In detail, DCF-FBG inscription is performed by using a Ti: sapphire laser system, emitting linearly polarized light at 800 nm in the TEM00 spatial mode. The pulse length was 50 fs, with a beam diameter of <8.5 mm and a repetition rate of 1 kHz. The fs laser beam was precisely focused by an objective lens to a focal spot 5 μm in diameter. The average pulse energy of the laser output is fixed at 0. 5 mJ (controlled by an optical attenuator). The femtosecond laser beam is precisely focused along the core, then gratings in fiber core and core dip can be achieved simultaneously. Strong laser energy of Femtosecond laser (highly localized nonlinear light-material interaction) and photon-sensitivity of selected DCF contributes to this grating inscription. The exposure time lasts only 2 seconds (i.e. 2000 times laser pulses). Because of the fixed period of phase mask used in the experiment, the resonance spectrum of fundamental mode is posited at the wavelength close to 1550 nm. The DCF-FBG is spliced in a conventional fusion splicer after core alignment of two fibers. To avoid the fiber end-face reflection’s influence to resonance spectrum, the state of the sensing end-face is always keeping roughness.
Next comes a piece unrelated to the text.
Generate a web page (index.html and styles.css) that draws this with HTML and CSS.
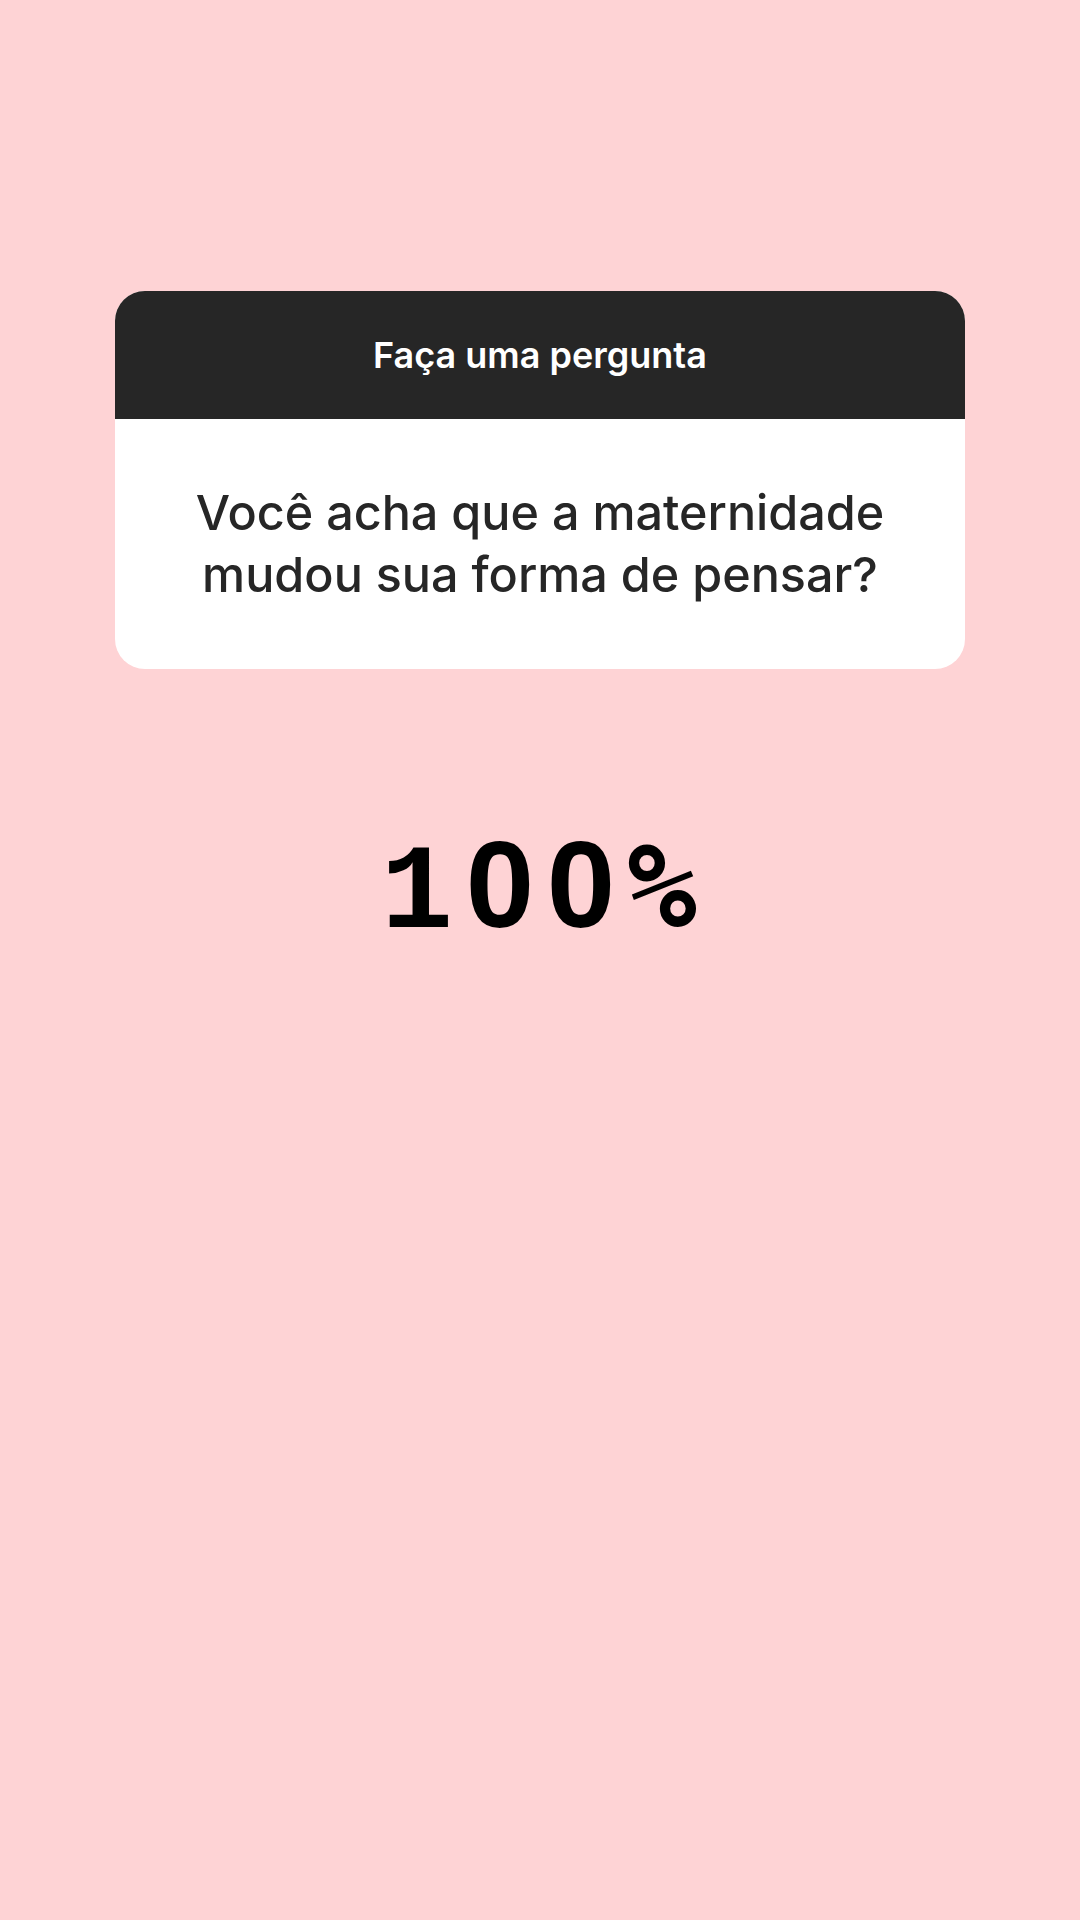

In order to interrogate the device, non-polarized light is injected to the grating by a tunable laser source with wavelength range from 1500 to 1600 nm, the spectrum of the sensor is detected by an optical spectrum analysis (OSA), and the dynamic power fluctuation of the sensor is detected by a power detector following with an oscilloscope.